# Input rows
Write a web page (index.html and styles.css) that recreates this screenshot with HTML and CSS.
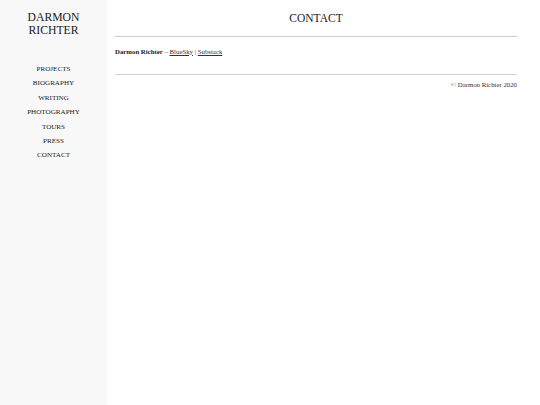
FILE: index.html
```html
<!DOCTYPE html>
<html>
<head>
<meta charset="utf-8">
<title>Contact – Darmon Richter</title>
<link rel="stylesheet" href="styles.css">
</head>
<body>
<div class="page">
  <aside class="sidebar">
    <div class="site-title">DARMON<br>RICHTER</div>
    <nav class="nav">
      <a href="#">PROJECTS</a>
      <a href="#">BIOGRAPHY</a>
      <a href="#">WRITING</a>
      <a href="#">PHOTOGRAPHY</a>
      <a href="#">TOURS</a>
      <a href="#">PRESS</a>
      <a href="#">CONTACT</a>
    </nav>
  </aside>
  <main class="main">
    <h1 class="heading">CONTACT</h1>
    <hr class="rule">
    <p class="contact"><strong>Darmon Richter</strong> – <a href="#">BlueSky</a> | <a href="#">Substack</a></p>
    <hr class="rule">
    <p class="footer">© Darmon Richter 2020</p>
  </main>
</div>
</body>
</html>
```
FILE: styles.css
```css
html, body {
  margin: 0;
  padding: 0;
  background: #ffffff;
}
body {
  font-family: "Liberation Serif", "Times New Roman", serif;
  color: #222;
}
.page {
  display: flex;
  min-height: 100vh;
}
.sidebar {
  width: 107px;
  flex: none;
  background: #f8f8f8;
  text-align: center;
  padding-top: 11px;
}
.site-title {
  font-size: 11.7px;
  line-height: 13px;
  color: #222;
}
.nav {
  display: flex;
  flex-direction: column;
  margin-top: 25px;
}
.nav a {
  font-size: 7.1px;
  line-height: 14.4px;
  color: #222;
  text-decoration: none;
}
.main {
  flex: 1;
  padding: 0 23px 0 8px;
}
.heading {
  margin: 0 0 11.5px;
  padding-top: 11.5px;
  font-size: 11.5px;
  line-height: 13px;
  font-weight: normal;
  text-align: center;
  color: #222;
}
.rule {
  margin: 0;
  border: 0;
  border-top: 1px solid #cfcfcf;
  height: 0;
}
.contact {
  margin: 9.7px 0 18.3px;
  font-size: 6.8px;
  line-height: 9px;
  color: #333;
}
.contact strong {
  color: #222;
}
.contact a {
  color: #333;
  text-decoration: underline;
}
.footer {
  margin: 5.5px 0 0;
  font-size: 6.8px;
  line-height: 9px;
  text-align: right;
  color: #333;
}
```
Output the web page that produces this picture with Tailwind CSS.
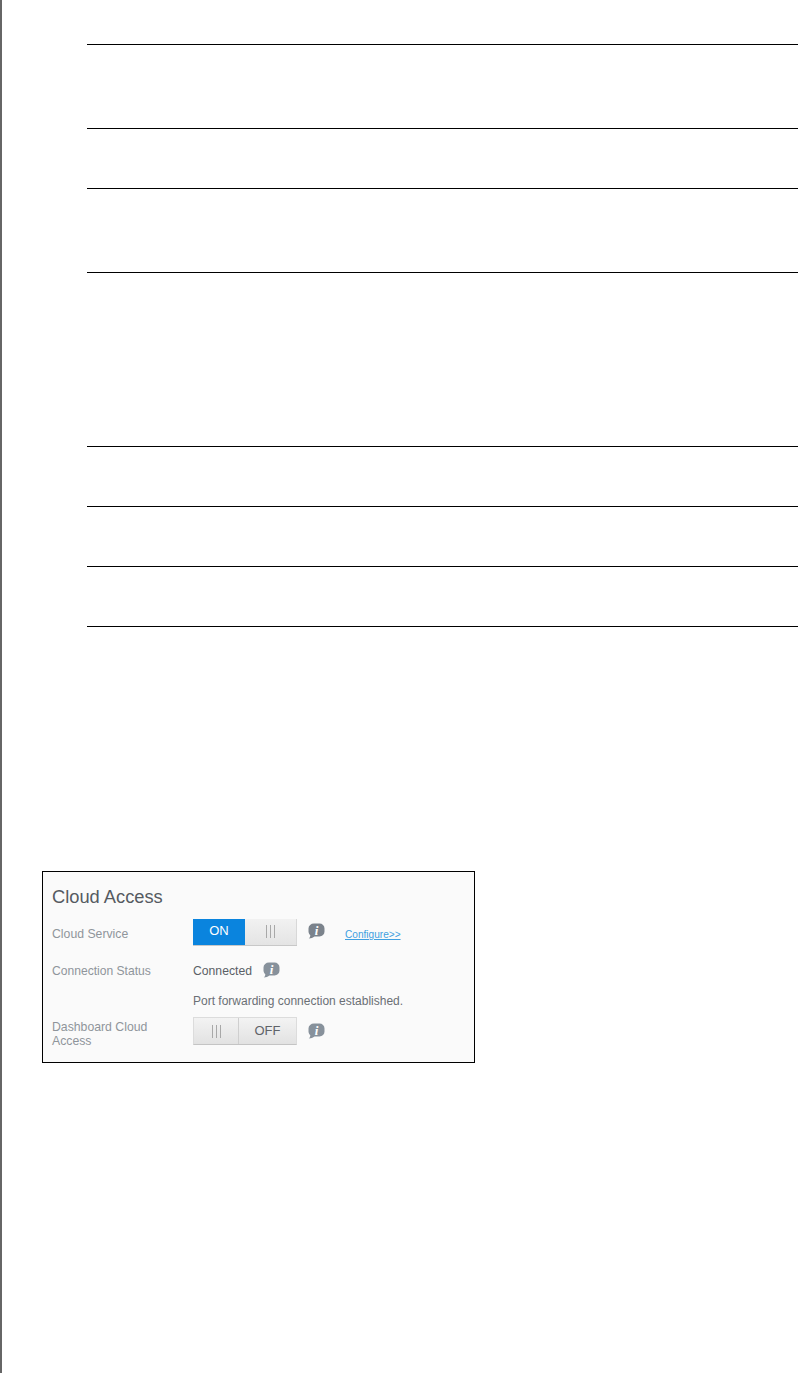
<!DOCTYPE html>
<html lang="en">
<head>
  <meta charset="UTF-8" />
  <meta name="viewport" content="width=device-width, initial-scale=1.0" />
  <title>Cloud Access</title>
  <script src="https://cdn.jsdelivr.net/npm/@tailwindcss/browser@4"></script>
</head>
<body class="bg-white font-['Liberation_Sans',Arial,sans-serif]">
  <div class="flex h-[1373px] w-[798px] overflow-hidden">
    <div class="w-[2px] shrink-0 bg-[#666666]"></div>

    <main class="flex-1 pt-[44px] pl-[40px]">
      <!-- empty table rows -->
      <div class="ml-[45px] border-b border-black">
        <div class="h-[84px] border-t border-black"></div>
        <div class="h-[60px] border-t border-black"></div>
        <div class="h-[84px] border-t border-black"></div>
        <div class="h-[174px] border-t border-black"></div>
        <div class="h-[60px] border-t border-black"></div>
        <div class="h-[60px] border-t border-black"></div>
        <div class="h-[60px] border-t border-black"></div>
      </div>

      <!-- cloud access panel -->
      <section class="mt-[244px] flex h-[192px] w-[433px] flex-col border border-black bg-[#fafafa] pl-[9px]">
        <h2 class="mt-[15px] h-[20px] text-[18.3px] leading-[20px] text-[#555a61]">Cloud Access</h2>

        <div class="mt-[12px] flex h-[26px] items-center">
          <span class="mt-[4px] w-[141px] text-[12.25px] text-[#8f959b]">Cloud Service</span>
          <div class="flex h-[27px] w-[104px] border-b border-[#c8c8c8] bg-gradient-to-b from-[#f1f1f1] to-[#e4e4e4]">
            <div class="flex w-[52px] items-center justify-center bg-[#0a84de] pb-[2px] text-[13px] text-white">ON</div>
            <div class="flex flex-1 items-center justify-center gap-[3px] border-r border-[#d8d8d8]">
              <i class="h-[13px] w-px bg-[#a8a8a8]"></i><i class="h-[13px] w-px bg-[#a8a8a8]"></i><i class="h-[13px] w-px bg-[#a8a8a8]"></i>
            </div>
          </div>
          <svg class="ml-[11px] mb-[2px]" width="17" height="16" viewBox="0 0 17 16">
            <path d="M6 .5h5.500a5 5 0 0 1 5 5v3a5 5 0 0 1-5 5H6.500C5 14.500 3 15.500 .8 15.600 2 14.600 2.200 13.600 2.300 12.300 1.200 11.400 .5 10 .5 8.500v-3a5.500 5 0 0 1 5.500-5z" fill="#7b838c"/>
            <text x="8.500" y="11.500" font-family="Liberation Serif" font-size="13" font-weight="700" font-style="italic" text-anchor="middle" fill="#ffffff">i</text>
          </svg>
          <a href="#" class="ml-[20px] mt-[5px] text-[10.1px] text-[#3f9fe0] underline">Configure&gt;&gt;</a>
        </div>

        <div class="mt-[13px] flex h-[26px] items-center">
          <span class="w-[141px] text-[12.1px] text-[#8f959b]">Connection Status</span>
          <span class="text-[12.2px] text-[#5a5f66]">Connected</span>
          <svg class="ml-[11px] mb-[3px]" width="17" height="16" viewBox="0 0 17 16">
            <path d="M6 .5h5.500a5 5 0 0 1 5 5v3a5 5 0 0 1-5 5H6.500C5 14.500 3 15.500 .8 15.600 2 14.600 2.200 13.600 2.300 12.300 1.200 11.400 .5 10 .5 8.500v-3a5.500 5 0 0 1 5.500-5z" fill="#87919b"/>
            <text x="8.500" y="11.500" font-family="Liberation Serif" font-size="13" font-weight="700" font-style="italic" text-anchor="middle" fill="#ffffff">i</text>
          </svg>
        </div>

        <p class="mt-[10px] ml-[141px] h-[14px] text-[12px] leading-[14px] text-[#6a6f75]">Port forwarding connection established.</p>

        <div class="mt-[9px] flex h-[28px] items-center">
          <span class="mt-[5px] w-[141px] text-[12.25px] leading-[14px] text-[#8f959b]">Dashboard Cloud<br />Access</span>
          <div class="flex h-[28px] w-[104px] border border-[#dcdcdc] border-b-[#c4c4c4] bg-gradient-to-b from-[#f3f3f3] to-[#e2e2e2]">
            <div class="flex w-[45px] items-center justify-center gap-[3px] border-r border-[#cfcfcf]">
              <i class="h-[13px] w-px bg-[#a8a8a8]"></i><i class="h-[13px] w-px bg-[#a8a8a8]"></i><i class="h-[13px] w-px bg-[#a8a8a8]"></i>
            </div>
            <div class="flex flex-1 items-center justify-center text-[13px] text-[#5f6368]">OFF</div>
          </div>
          <svg class="ml-[11px]" width="17" height="16" viewBox="0 0 17 16">
            <path d="M6 .5h5.500a5 5 0 0 1 5 5v3a5 5 0 0 1-5 5H6.500C5 14.500 3 15.500 .8 15.600 2 14.600 2.200 13.600 2.300 12.300 1.200 11.400 .5 10 .5 8.500v-3a5.500 5 0 0 1 5.500-5z" fill="#87919b"/>
            <text x="8.500" y="11.500" font-family="Liberation Serif" font-size="13" font-weight="700" font-style="italic" text-anchor="middle" fill="#ffffff">i</text>
          </svg>
        </div>
      </section>
    </main>
  </div>
</body>
</html>
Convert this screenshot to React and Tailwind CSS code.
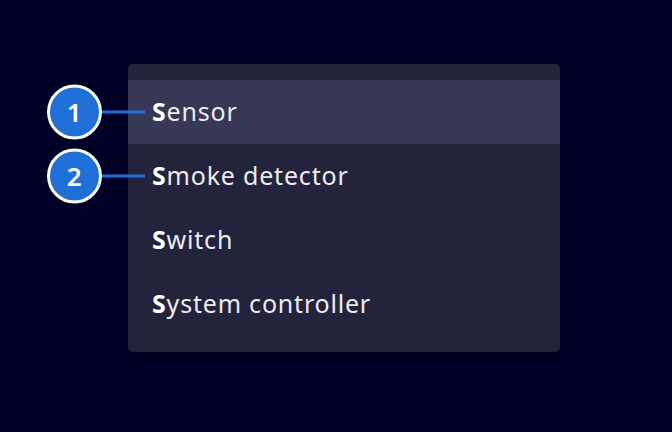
const items = ['ensor', 'moke detector', 'witch', 'ystem controller'];

function Callout({ n }) {
  return (
    <div className="absolute left-[-81px] top-1/2 -translate-y-1/2 flex items-center pointer-events-none">
      <div className="w-[55px] h-[55px] rounded-full bg-[#1f6fd9] border-[3px] border-white flex items-center justify-center text-white text-[26px] font-semibold">
        {n}
      </div>
      <div className="w-[43px] h-[3px] bg-[#1f6fd9]" />
    </div>
  );
}

export default function App() {
  return (
    <div
      className="w-[672px] h-[432px] bg-[#000028] pt-[64px] pl-[128px]"
      style={{ fontFamily: '"Noto Sans", "Open Sans", sans-serif' }}
    >
      <ul className="w-[432px] list-none m-0 py-4 bg-[#23233c] rounded-[5px] shadow-[0_4px_16px_rgba(0,0,0,0.4)]">
        {items.map((t, i) => (
          <li
            key={t}
            className={`relative h-16 pl-6 flex items-center text-[25px] tracking-[0.8px] text-[#ebebf0] ${
              i === 0 ? 'bg-[#373756]' : ''
            }`}
          >
            {i < 2 && <Callout n={i + 1} />}
            <span>
              <span className="font-bold text-white">S</span>
              {t}
            </span>
          </li>
        ))}
      </ul>
    </div>
  );
}
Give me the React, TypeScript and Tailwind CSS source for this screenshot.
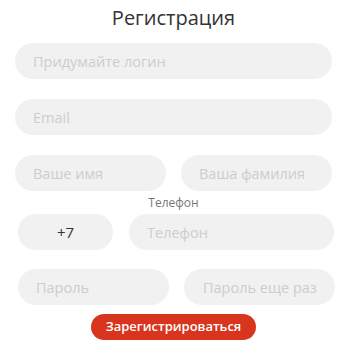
import React from "react";

const field =
  "h-[36px] rounded-full bg-[#f1f1f1] px-[18px] text-[14.5px] text-[#333] placeholder:text-[#cdcdcd] outline-none";

export default function App() {
  return (
    <div
      className="w-[347px] h-[349px] bg-white flex flex-col"
      style={{ fontFamily: '"Open Sans", "Noto Sans", sans-serif' }}
    >
      <h1 className="pt-[4px] text-center text-[20px] leading-[28px] text-[#333]">
        Регистрация
      </h1>

      <div className="mt-[11px] px-[15px]">
        <input className={`${field} w-full`} placeholder="Придумайте логин" />
      </div>

      <div className="mt-[20px] px-[15px]">
        <input className={`${field} w-full`} placeholder="Email" />
      </div>

      <div className="mt-[20px] flex gap-[15px] px-[15px]">
        <input className={`${field} w-[151px]`} placeholder="Ваше имя" />
        <input className={`${field} w-[151px]`} placeholder="Ваша фамилия" />
      </div>

      <div className="h-[23px] flex items-center justify-center pt-[1px] text-[12px] text-[#777]">
        Телефон
      </div>

      <div className="flex gap-[16px] pl-[18px]">
        <div className="h-[36px] w-[95px] rounded-full bg-[#f1f1f1] flex items-center justify-center text-[15px] text-[#333]">
          +7
        </div>
        <input className={`${field} w-[205px]`} placeholder="Телефон" />
      </div>

      <div className="mt-[19px] flex gap-[15px] pl-[18px]">
        <input
          type="password"
          className={`${field} w-[151px]`}
          placeholder="Пароль"
        />
        <input
          type="password"
          className={`${field} w-[151px] pl-[19px] pr-[4px]`}
          placeholder="Пароль еще раз"
        />
      </div>

      <div className="mt-[9px] flex justify-center">
        <button className="h-[26px] w-[165px] rounded-full bg-[#d9341d] text-[13px] font-semibold text-white">
          Зарегистрироваться
        </button>
      </div>
    </div>
  );
}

# Do this
Write down exactly what the lines above say, from the line holding "Output the web" through the line holding "h-[20px] text-[18.3px] leading-[20px]", and nothing more. Do not copy the pictures.

# Correct response
Output the web page that produces this picture with Tailwind CSS.
<!DOCTYPE html>
<html lang="en">
<head>
  <meta charset="UTF-8" />
  <meta name="viewport" content="width=device-width, initial-scale=1.0" />
  <title>Cloud Access</title>
  <script src="https://cdn.jsdelivr.net/npm/@tailwindcss/browser@4"></script>
</head>
<body class="bg-white font-['Liberation_Sans',Arial,sans-serif]">
  <div class="flex h-[1373px] w-[798px] overflow-hidden">
    <div class="w-[2px] shrink-0 bg-[#666666]"></div>

    <main class="flex-1 pt-[44px] pl-[40px]">
      <!-- empty table rows -->
      <div class="ml-[45px] border-b border-black">
        <div class="h-[84px] border-t border-black"></div>
        <div class="h-[60px] border-t border-black"></div>
        <div class="h-[84px] border-t border-black"></div>
        <div class="h-[174px] border-t border-black"></div>
        <div class="h-[60px] border-t border-black"></div>
        <div class="h-[60px] border-t border-black"></div>
        <div class="h-[60px] border-t border-black"></div>
      </div>

      <!-- cloud access panel -->
      <section class="mt-[244px] flex h-[192px] w-[433px] flex-col border border-black bg-[#fafafa] pl-[9px]">
        <h2 class="mt-[15px] h-[20px] text-[18.3px] leading-[20px] text-[#555a61]">Cloud Access</h2>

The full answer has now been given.